• WHAT YOU ARE ASKED TO DO: Wherever the word "components" appears in a line, copy that line.

+++ GIVEN ENTRIES +++

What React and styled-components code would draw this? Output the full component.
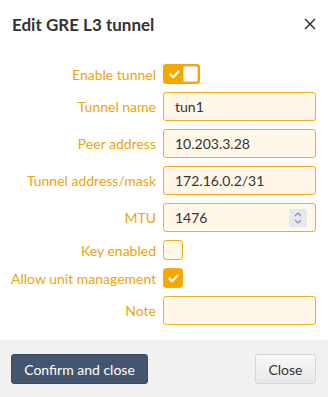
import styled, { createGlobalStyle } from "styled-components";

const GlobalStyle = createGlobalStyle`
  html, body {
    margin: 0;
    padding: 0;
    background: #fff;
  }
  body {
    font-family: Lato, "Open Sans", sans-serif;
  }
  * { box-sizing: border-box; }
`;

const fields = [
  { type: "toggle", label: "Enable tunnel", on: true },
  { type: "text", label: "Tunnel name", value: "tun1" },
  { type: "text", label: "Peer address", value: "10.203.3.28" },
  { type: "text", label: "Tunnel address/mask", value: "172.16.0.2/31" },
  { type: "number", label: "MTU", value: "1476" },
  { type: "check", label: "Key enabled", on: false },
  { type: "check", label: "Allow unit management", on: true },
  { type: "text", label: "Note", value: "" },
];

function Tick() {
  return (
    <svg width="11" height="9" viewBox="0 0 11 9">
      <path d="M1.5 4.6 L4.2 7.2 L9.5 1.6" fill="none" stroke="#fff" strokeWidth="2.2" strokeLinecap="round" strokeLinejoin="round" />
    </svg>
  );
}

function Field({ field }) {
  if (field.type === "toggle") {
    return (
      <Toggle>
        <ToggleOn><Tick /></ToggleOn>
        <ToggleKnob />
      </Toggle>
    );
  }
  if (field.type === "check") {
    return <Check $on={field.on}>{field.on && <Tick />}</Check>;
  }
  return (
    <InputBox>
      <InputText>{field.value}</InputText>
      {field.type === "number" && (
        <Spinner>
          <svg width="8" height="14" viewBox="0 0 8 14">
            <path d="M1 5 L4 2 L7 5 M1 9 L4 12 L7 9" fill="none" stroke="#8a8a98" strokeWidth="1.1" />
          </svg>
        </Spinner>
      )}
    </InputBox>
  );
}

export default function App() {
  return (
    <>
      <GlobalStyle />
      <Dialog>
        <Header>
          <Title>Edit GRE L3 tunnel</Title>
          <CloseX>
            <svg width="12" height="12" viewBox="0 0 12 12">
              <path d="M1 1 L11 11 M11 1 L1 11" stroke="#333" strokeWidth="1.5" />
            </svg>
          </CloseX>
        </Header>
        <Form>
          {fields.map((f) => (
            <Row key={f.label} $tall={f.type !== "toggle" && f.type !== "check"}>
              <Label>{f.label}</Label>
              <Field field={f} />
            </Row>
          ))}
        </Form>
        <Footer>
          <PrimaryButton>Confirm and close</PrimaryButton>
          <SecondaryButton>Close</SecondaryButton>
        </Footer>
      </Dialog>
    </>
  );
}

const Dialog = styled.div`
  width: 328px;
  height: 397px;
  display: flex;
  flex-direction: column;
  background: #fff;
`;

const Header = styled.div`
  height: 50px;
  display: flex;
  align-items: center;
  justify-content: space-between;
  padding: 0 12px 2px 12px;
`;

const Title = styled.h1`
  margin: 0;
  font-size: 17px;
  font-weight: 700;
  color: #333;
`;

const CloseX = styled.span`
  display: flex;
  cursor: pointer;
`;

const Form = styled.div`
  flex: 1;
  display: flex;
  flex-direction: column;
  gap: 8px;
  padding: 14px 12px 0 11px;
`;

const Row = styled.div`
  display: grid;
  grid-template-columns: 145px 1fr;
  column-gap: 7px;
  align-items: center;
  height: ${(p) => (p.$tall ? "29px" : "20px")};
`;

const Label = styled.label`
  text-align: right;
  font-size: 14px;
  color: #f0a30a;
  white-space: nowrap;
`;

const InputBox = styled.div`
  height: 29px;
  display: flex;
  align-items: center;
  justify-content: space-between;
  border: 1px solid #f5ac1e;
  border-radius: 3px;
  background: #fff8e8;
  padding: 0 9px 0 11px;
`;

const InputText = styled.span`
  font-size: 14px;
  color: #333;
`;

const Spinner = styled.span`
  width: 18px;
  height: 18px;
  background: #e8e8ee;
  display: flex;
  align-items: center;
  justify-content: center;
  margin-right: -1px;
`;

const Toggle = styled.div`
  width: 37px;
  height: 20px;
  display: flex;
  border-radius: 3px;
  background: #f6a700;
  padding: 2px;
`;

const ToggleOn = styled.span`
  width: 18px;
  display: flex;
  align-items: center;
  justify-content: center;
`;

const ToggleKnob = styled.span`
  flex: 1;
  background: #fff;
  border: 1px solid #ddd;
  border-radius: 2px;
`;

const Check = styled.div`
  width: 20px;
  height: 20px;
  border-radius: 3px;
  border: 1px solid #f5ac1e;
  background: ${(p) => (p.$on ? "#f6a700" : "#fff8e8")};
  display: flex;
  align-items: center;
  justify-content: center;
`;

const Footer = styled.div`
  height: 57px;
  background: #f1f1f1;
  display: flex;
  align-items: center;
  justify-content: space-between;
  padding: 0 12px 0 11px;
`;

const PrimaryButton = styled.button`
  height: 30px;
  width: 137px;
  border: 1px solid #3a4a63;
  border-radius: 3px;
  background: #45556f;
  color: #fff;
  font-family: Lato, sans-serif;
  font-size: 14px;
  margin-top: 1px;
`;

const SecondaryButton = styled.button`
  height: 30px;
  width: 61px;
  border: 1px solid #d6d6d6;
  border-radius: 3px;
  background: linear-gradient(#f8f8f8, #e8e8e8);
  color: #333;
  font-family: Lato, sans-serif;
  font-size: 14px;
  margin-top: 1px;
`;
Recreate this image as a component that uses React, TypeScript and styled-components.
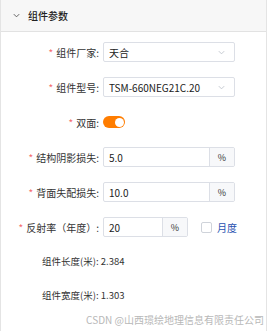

+++

• FINAL RESULT:
What React and styled-components code would draw this? Output the full component.
import styled, { createGlobalStyle } from "styled-components";
Recreate this image as a component that uses React, TypeScript and styled-components.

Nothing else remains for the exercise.